At the tender age of 19, Tadd Fujikawa won his first professional tournament away from Hawaii yesterday, capturing the eGolf Tour Championship by a not-so-tender nine shots.

The smackdown started in Wednesday’s opening round at Spring Creek Golf Club in Gordonsville, Va. Fujikawa fired a 7-under-par 65. He was one better the next day to tie the course record. Friday, he bolted into a six-stroke lead with a 68.

Yesterday, in sharp contrast to his performance four months ago when he also had a final-round lead, Fujikawa was the essence of grace under pressure. With former University of Hawaii golfer Ryan Perez carrying his bag, the 5-foot-1 Moanalua High School graduate buried five birdie putts in another 68 that buried the competition.

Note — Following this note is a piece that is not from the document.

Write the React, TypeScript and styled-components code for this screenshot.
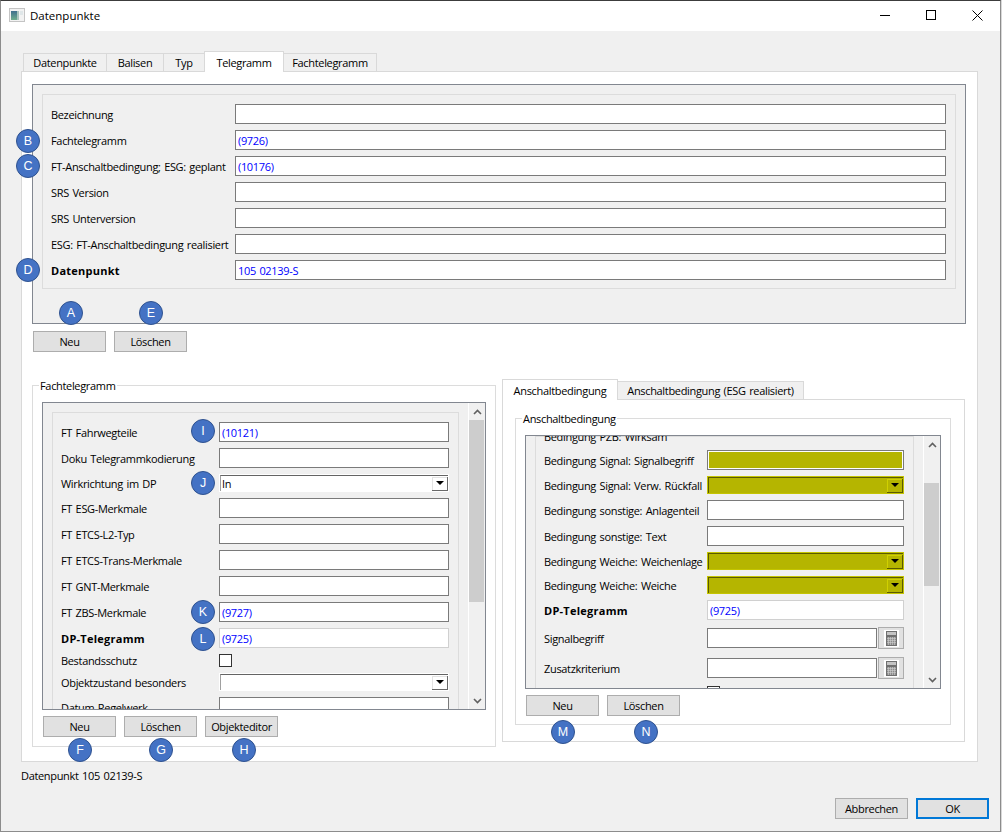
import React from "react";
import styled, { createGlobalStyle } from "styled-components";

type RowKind = "text" | "readonly" | "combo" | "check" | "fill" | "calc";

interface RowData {
  label: string;
  kind: RowKind;
  value?: string;
  bold?: boolean;
  yellow?: boolean;
}

const topRows: RowData[] = [
  { label: "Bezeichnung", kind: "text" },
  { label: "Fachtelegramm", kind: "text", value: "(9726)" },
  { label: "FT-Anschaltbedingung; ESG: geplant", kind: "text", value: "(10176)" },
  { label: "SRS Version", kind: "text" },
  { label: "SRS Unterversion", kind: "text" },
  { label: "ESG: FT-Anschaltbedingung realisiert", kind: "text" },
  { label: "Datenpunkt", kind: "text", value: "105 02139-S", bold: true },
];

const leftRows: RowData[] = [
  { label: "FT Fahrwegteile", kind: "text", value: "(10121)" },
  { label: "Doku Telegrammkodierung", kind: "text" },
  { label: "Wirkrichtung im DP", kind: "combo", value: "In" },
  { label: "FT ESG-Merkmale", kind: "text" },
  { label: "FT ETCS-L2-Typ", kind: "text" },
  { label: "FT ETCS-Trans-Merkmale", kind: "text" },
  { label: "FT GNT-Merkmale", kind: "text" },
  { label: "FT ZBS-Merkmale", kind: "text", value: "(9727)" },
  { label: "DP-Telegramm", kind: "readonly", value: "(9725)", bold: true },
  { label: "Bestandsschutz", kind: "check" },
  { label: "Objektzustand besonders", kind: "combo" },
  { label: "Datum Regelwerk", kind: "text" },
];

const rightRows: RowData[] = [
  { label: "Bedingung Signal: Signalbegriff", kind: "fill" },
  { label: "Bedingung Signal: Verw. Rückfall", kind: "combo", yellow: true },
  { label: "Bedingung sonstige: Anlagenteil", kind: "text" },
  { label: "Bedingung sonstige: Text", kind: "text" },
  { label: "Bedingung Weiche: Weichenlage", kind: "combo", yellow: true },
  { label: "Bedingung Weiche: Weiche", kind: "combo", yellow: true },
  { label: "DP-Telegramm", kind: "readonly", value: "(9725)", bold: true },
  { label: "Signalbegriff", kind: "calc" },
  { label: "Zusatzkriterium", kind: "calc" },
  { label: "", kind: "check" },
];

const badges = [
  { t: "A", x: 71, y: 313 },
  { t: "B", x: 28, y: 141 },
  { t: "C", x: 28, y: 166 },
  { t: "D", x: 28, y: 270 },
  { t: "E", x: 151, y: 313 },
  { t: "F", x: 80, y: 750 },
  { t: "G", x: 161, y: 750 },
  { t: "H", x: 244, y: 750 },
  { t: "I", x: 203, y: 431 },
  { t: "J", x: 203, y: 483 },
  { t: "K", x: 203, y: 612 },
  { t: "L", x: 203, y: 639 },
  { t: "M", x: 563, y: 732 },
  { t: "N", x: 646, y: 732 },
];

const GlobalStyle = createGlobalStyle`
  html, body {
    margin: 0;
    width: 1002px;
    height: 832px;
    overflow: hidden;
    background: #d8d8d8;
  }
  * {
    box-sizing: border-box;
  }
`;

const Window = styled.div`
  position: relative;
  width: 1001px;
  height: 832px;
  display: flex;
  flex-direction: column;
  background: #f0f0f0;
  border-top: 1px solid #3c3c3c;
  border-left: 1px solid #8c8c8c;
  border-right: 1px solid #8c8c8c;
  border-bottom: 1px solid #8c8c8c;
  font-family: "Open Sans", sans-serif;
  font-size: 11px;
  letter-spacing: -0.33px;
  word-spacing: 1px;
  color: #000;
`;

const TitleBar = styled.div`
  height: 30px;
  flex: none;
  display: flex;
  align-items: center;
  background: #fff;
  padding: 0 0 2px 8px;
`;

const TitleText = styled.span`
  margin-left: 5px;
  font-size: 11.5px;
  letter-spacing: 0;
`;

const WindowButtons = styled.div`
  margin-left: auto;
  display: flex;
`;

const WindowButton = styled.div`
  width: 46px;
  height: 28px;
  display: flex;
  align-items: center;
  justify-content: center;
`;

const Body = styled.div`
  flex: 1;
  display: flex;
  flex-direction: column;
  padding: 20px 22px 0 20px;
`;

const TabBar = styled.div<{ $indent?: number }>`
  display: flex;
  align-items: flex-end;
  height: 21px;
  padding-left: ${(p) => p.$indent ?? 0}px;
  margin-bottom: -1px;
  position: relative;
  z-index: 1;
`;

const Tab = styled.div<{ $active?: boolean; $w: number }>`
  width: ${(p) => p.$w}px;
  height: ${(p) => (p.$active ? 21 : 19)}px;
  display: flex;
  align-items: center;
  justify-content: center;
  margin-left: -1px;
  background: ${(p) => (p.$active ? "#fff" : "#f0f0f0")};
  border: 1px solid #d9d9d9;
  border-bottom: ${(p) => (p.$active ? "none" : "1px solid #d9d9d9")};
`;

const TabPane = styled.div`
  background: #fff;
  border: 1px solid #d9d9d9;
  height: 691px;
  padding: 12px 11px 0 10px;
`;

const Frame = styled.div`
  height: 240px;
  background: #f0f0f0;
  border: 1px solid #828790;
  padding: 9px;
`;

const FormGroup = styled.div<{ $pad?: number }>`
  border: 1px solid #dcdcdc;
  padding: ${(p) => p.$pad ?? 9}px 9px 8px 8px;
  display: flex;
  flex-direction: column;
  gap: 6px;
`;

const Row = styled.div<{ $h?: number }>`
  display: flex;
  align-items: center;
  flex: none;
  height: ${(p) => p.$h ?? 20}px;
`;

const Label = styled.div<{ $w: number; $bold?: boolean }>`
  width: ${(p) => p.$w}px;
  flex: none;
  font-weight: ${(p) => (p.$bold ? 700 : 400)};
  letter-spacing: ${(p) => (p.$bold ? "0.25px" : "inherit")};
  white-space: nowrap;
`;

const Input = styled.div<{ $readonly?: boolean }>`
  flex: 1;
  min-width: 0;
  height: 20px;
  display: flex;
  align-items: center;
  padding-left: 2px;
  background: #fff;
  color: #0000ff;
  border: 1px solid ${(p) => (p.$readonly ? "#d0d0d0" : "#7a7a7a")};
`;

const FillInput = styled.div`
  flex: 1;
  height: 20px;
  background: #b5b500;
  border: 1px solid #7a7a7a;
  box-shadow: inset 0 0 0 1px #fff;
`;

const Combo = styled.div<{ $yellow?: boolean }>`
  flex: 1;
  height: 18px;
  padding: 1px;
  background: ${(p) => (p.$yellow ? "#c4c400" : "#fff")};
`;

const ComboInner = styled.div<{ $yellow?: boolean }>`
  height: 100%;
  display: flex;
  align-items: center;
  padding-left: 1px;
  background: ${(p) => (p.$yellow ? "#b5b500" : "#fff")};
  border-top: 1px solid ${(p) => (p.$yellow ? "#5a5a00" : "#646464")};
  border-left: 1px solid ${(p) => (p.$yellow ? "#5a5a00" : "#a0a0a0")};
`;

const ComboButton = styled.div<{ $yellow?: boolean }>`
  margin-left: auto;
  width: 16px;
  height: 14px;
  display: flex;
  align-items: center;
  justify-content: center;
  border-right: 1px solid ${(p) => (p.$yellow ? "#5a5a00" : "#696969")};
  border-bottom: 1px solid ${(p) => (p.$yellow ? "#5a5a00" : "#696969")};
  box-shadow: inset 1px 1px 0 ${(p) => (p.$yellow ? "#d0d000" : "#e3e3e3")};
`;

const ComboArrow = styled.div`
  width: 0;
  height: 0;
  border-left: 4px solid transparent;
  border-right: 4px solid transparent;
  border-top: 4px solid #000;
`;

const CheckBox = styled.div`
  width: 13px;
  height: 13px;
  background: #fff;
  border: 1px solid #333;
`;

const CalcField = styled.div`
  flex: 1;
  display: flex;
  align-items: center;
  gap: 1px;
`;

const CalcButton = styled.div`
  width: 26px;
  height: 22px;
  flex: none;
  display: flex;
  align-items: center;
  justify-content: center;
  background: #e1e1e1;
  border: 1px solid #adadad;
`;

const ButtonRow = styled.div<{ $top: number; $left: number }>`
  display: flex;
  gap: 8px;
  margin-top: ${(p) => p.$top}px;
  padding-left: ${(p) => p.$left}px;
`;

const PushButton = styled.div<{ $primary?: boolean }>`
  width: 73px;
  height: 21px;
  display: flex;
  align-items: center;
  justify-content: center;
  background: #e1e1e1;
  border: ${(p) => (p.$primary ? "2px solid #0078d7" : "1px solid #adadad")};
`;

const Columns = styled.div`
  display: flex;
  align-items: flex-start;
  gap: 6px;
  margin-top: 27px;
`;

const LeftColumn = styled.div`
  width: 464px;
  flex: none;
  padding-top: 6px;
`;

const RightColumn = styled.div`
  width: 463px;
  flex: none;
`;

const GroupBox = styled.div<{ $h: number }>`
  height: ${(p) => p.$h}px;
  border: 1px solid #dcdcdc;
  padding: 0 9px;
`;

const Legend = styled.div`
  width: fit-content;
  height: 16px;
  margin: -8px 0 0 -3px;
  padding: 0 1px;
  background: #fff;
  line-height: 16px;
`;

const ScrollBox = styled.div<{ $h: number; $top: number }>`
  height: ${(p) => p.$h}px;
  margin-top: ${(p) => p.$top}px;
  display: flex;
  background: #f0f0f0;
  border: 1px solid #828790;
  overflow: hidden;
`;

const ScrollContent = styled.div<{ $top: number }>`
  flex: 1;
  min-width: 0;
  padding: ${(p) => p.$top}px 9px 0 9px;
`;

const ScrollBar = styled.div`
  width: 17px;
  flex: none;
  display: flex;
  flex-direction: column;
  align-items: center;
  border-left: 1px solid #fff;
`;

const ScrollArrow = styled.div`
  height: 17px;
  flex: none;
  display: flex;
  align-items: center;
  justify-content: center;
`;

const ScrollTrack = styled.div`
  flex: 1;
  width: 100%;
  padding-right: 1px;
`;

const ScrollThumb = styled.div<{ $top: number; $h: number }>`
  margin-top: ${(p) => p.$top}px;
  height: ${(p) => p.$h}px;
  background: #cdcdcd;
`;

const InnerPane = styled.div`
  background: #fff;
  border: 1px solid #d9d9d9;
  height: 343px;
  padding: 18px 13px 0 12px;
`;

const ClippedRow = styled(Row)`
  align-items: flex-end;
  line-height: 14px;
`;

const StatusText = styled.div`
  height: 16px;
  margin-top: 6px;
  line-height: 16px;
`;

const DialogButtons = styled.div`
  display: flex;
  justify-content: flex-end;
  gap: 8px;
  margin-top: 14px;
  margin-right: -11px;
`;

const Badge = styled.div<{ $x: number; $y: number }>`
  position: absolute;
  left: ${(p) => p.$x - 13}px;
  top: ${(p) => p.$y - 13}px;
  width: 24px;
  height: 24px;
  display: flex;
  align-items: center;
  justify-content: center;
  border-radius: 50%;
  background: #4472c4;
  border: 1px solid #2f528f;
  color: #fff;
  font-family: "Liberation Sans", sans-serif;
  font-size: 12.5px;
  letter-spacing: 0;
  z-index: 2;
`;

const AppIcon = () => (
  <svg width="16" height="15" viewBox="0 0 16 15">
    <defs>
      <linearGradient id="appIconFill" x1="0" y1="0" x2="0" y2="1">
        <stop offset="0" stopColor="#3f6f8e" />
        <stop offset="1" stopColor="#6fae8c" />
      </linearGradient>
    </defs>
    <rect x="0.5" y="0.5" width="15" height="13" fill="#f2f2f2" stroke="#c4c4c4" />
    <rect x="2" y="3" width="6" height="9" fill="url(#appIconFill)" />
    <rect x="8" y="3" width="2" height="9" fill="#a9c4bd" />
    <rect x="11" y="3" width="3" height="4" fill="#dfe6e8" />
  </svg>
);

const MinimizeIcon = () => (
  <svg width="10" height="10" viewBox="0 0 10 10">
    <path d="M0 5.5H10" stroke="#000" fill="none" />
  </svg>
);

const MaximizeIcon = () => (
  <svg width="10" height="10" viewBox="0 0 10 10">
    <rect x="0.5" y="0.5" width="9" height="9" stroke="#000" fill="none" />
  </svg>
);

const CloseIcon = () => (
  <svg width="11" height="11" viewBox="0 0 11 11">
    <path d="M0.5 0.5L10.5 10.5M10.5 0.5L0.5 10.5" stroke="#000" fill="none" />
  </svg>
);

const Chevron = ({ down }: { down?: boolean }) => (
  <svg width="9" height="6" viewBox="0 0 9 6">
    <path
      d={down ? "M1 1L4.5 4.5L8 1" : "M1 5L4.5 1.5L8 5"}
      stroke="#606060"
      strokeWidth="1.6"
      fill="none"
    />
  </svg>
);

const CalcIcon = () => (
  <svg width="15" height="17" viewBox="0 0 15 17">
    <rect width="15" height="17" fill="#fff" />
    <rect x="2" y="1" width="11" height="15" fill="#6f6f6f" />
    <rect x="3" y="2" width="9" height="3" fill="#c4c4c4" />
    <rect x="3" y="7" width="9" height="8" fill="#8c8c8c" />
    <path
      d="M3 8.5H12M3 10.5H12M3 12.5H12M4.5 7V15M6.5 7V15M8.5 7V15M10.5 7V15"
      stroke="#d0d0d0"
      strokeWidth="0.6"
    />
  </svg>
);

const Field = ({ row }: { row: RowData }) => {
  switch (row.kind) {
    case "combo":
      return (
        <Combo $yellow={row.yellow}>
          <ComboInner $yellow={row.yellow}>
            {row.value}
            <ComboButton $yellow={row.yellow}>
              <ComboArrow />
            </ComboButton>
          </ComboInner>
        </Combo>
      );
    case "check":
      return <CheckBox />;
    case "fill":
      return <FillInput />;
    case "readonly":
      return <Input $readonly>{row.value}</Input>;
    case "calc":
      return (
        <CalcField>
          <Input />
          <CalcButton>
            <CalcIcon />
          </CalcButton>
        </CalcField>
      );
    default:
      return <Input>{row.value}</Input>;
  }
};

const rowHeight = (kind: RowKind) => {
  if (kind === "combo") return 18;
  if (kind === "check") return 13;
  if (kind === "calc") return 24;
  return 20;
};

const FormRows = ({ rows, labelWidth }: { rows: RowData[]; labelWidth: number }) => (
  <>
    {rows.map((row, i) => (
      <Row key={i} $h={rowHeight(row.kind)}>
        <Label $w={labelWidth} $bold={row.bold}>
          {row.label}
        </Label>
        <Field row={row} />
      </Row>
    ))}
  </>
);

const Scroller = ({ top, height }: { top: number; height: number }) => (
  <ScrollBar>
    <ScrollArrow>
      <Chevron />
    </ScrollArrow>
    <ScrollTrack>
      <ScrollThumb $top={top} $h={height} />
    </ScrollTrack>
    <ScrollArrow>
      <Chevron down />
    </ScrollArrow>
  </ScrollBar>
);

export default function App() {
  return (
    <>
      <GlobalStyle />
      <Window>
        <TitleBar>
          <AppIcon />
          <TitleText>Datenpunkte</TitleText>
          <WindowButtons>
            <WindowButton>
              <MinimizeIcon />
            </WindowButton>
            <WindowButton>
              <MaximizeIcon />
            </WindowButton>
            <WindowButton>
              <CloseIcon />
            </WindowButton>
          </WindowButtons>
        </TitleBar>
        <Body>
          <TabBar $indent={3}>
            <Tab $w={84}>Datenpunkte</Tab>
            <Tab $w={58}>Balisen</Tab>
            <Tab $w={42}>Typ</Tab>
            <Tab $active $w={80}>
              Telegramm
            </Tab>
            <Tab $w={94}>Fachtelegramm</Tab>
          </TabBar>
          <TabPane>
            <Frame>
              <FormGroup>
                <FormRows rows={topRows} labelWidth={184} />
              </FormGroup>
            </Frame>
            <ButtonRow $top={7} $left={1}>
              <PushButton>Neu</PushButton>
              <PushButton>Löschen</PushButton>
            </ButtonRow>
            <Columns>
              <LeftColumn>
                <GroupBox $h={362}>
                  <Legend>Fachtelegramm</Legend>
                  <ScrollBox $h={308} $top={8}>
                    <ScrollContent $top={9}>
                      <FormGroup>
                        <FormRows rows={leftRows} labelWidth={158} />
                      </FormGroup>
                    </ScrollContent>
                    <Scroller top={0} height={182} />
                  </ScrollBox>
                  <ButtonRow $top={6} $left={1}>
                    <PushButton>Neu</PushButton>
                    <PushButton>Löschen</PushButton>
                    <PushButton>Objekteditor</PushButton>
                  </ButtonRow>
                </GroupBox>
              </LeftColumn>
              <RightColumn>
                <TabBar $indent={1}>
                  <Tab $active $w={116}>
                    Anschaltbedingung
                  </Tab>
                  <Tab $w={187}>Anschaltbedingung (ESG realisiert)</Tab>
                </TabBar>
                <InnerPane>
                  <GroupBox $h={307}>
                    <Legend>Anschaltbedingung</Legend>
                    <ScrollBox $h={254} $top={8}>
                      <ScrollContent $top={0}>
                        <FormGroup $pad={0}>
                          <ClippedRow $h={7}>
                            <Label $w={163}>Bedingung PZB: Wirksam</Label>
                          </ClippedRow>
                          <FormRows rows={rightRows} labelWidth={163} />
                        </FormGroup>
                      </ScrollContent>
                      <Scroller top={30} height={103} />
                    </ScrollBox>
                    <ButtonRow $top={6} $left={1}>
                      <PushButton>Neu</PushButton>
                      <PushButton>Löschen</PushButton>
                    </ButtonRow>
                  </GroupBox>
                </InnerPane>
              </RightColumn>
            </Columns>
          </TabPane>
          <StatusText>Datenpunkt 105 02139-S</StatusText>
          <DialogButtons>
            <PushButton>Abbrechen</PushButton>
            <PushButton $primary>OK</PushButton>
          </DialogButtons>
        </Body>
        {badges.map((b) => (
          <Badge key={b.t} $x={b.x} $y={b.y}>
            {b.t}
          </Badge>
        ))}
      </Window>
    </>
  );
}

"Everything I’ve been working on is slowly coming together," Fujikawa said in a phone interview. "I’m trying to stay patient with what I’m doing. The past few weeks I’ve been playing well, but not getting much out of my rounds — decent scores but not making as many putts as I should be and a few careless mistakes cost me strokes.

"I worked on my putting last week on my off week. I putted pretty well and hit the ball great and everything came together. It was kinda awesome."

Awesome to the tune of 25-under 263. Runner-up Matt Hendrix, a former PGA Tour player and Clemson All-American, shot 69–272. Only 12 more of eGolf’s 50 best players got into double digits under par, leading organizers of the tour — formerly known as the Tar Heel Tour — to call it one of the most dominant performances ever.

It was Fujikawa’s first win on any professional tour. His pro career started almost three years ago at the PGA Tour’s Reno-Tahoe Open. He won the Mid-Pacific Open in 2008 and ’09 and the Maui Open last year.

This one was more than win deep. Fujikawa claimed the tour’s largest first-place prize — $25,000 — and also moved up to fifth on the money list for the season with $63,348. The tour also pays for Q-School for its top 20, worth another $4,500.

"It’s nice to get Q-School paid for. That was my main goal," said Fujikawa, in his first year on any tour. "The $25,000 is just a little bonus."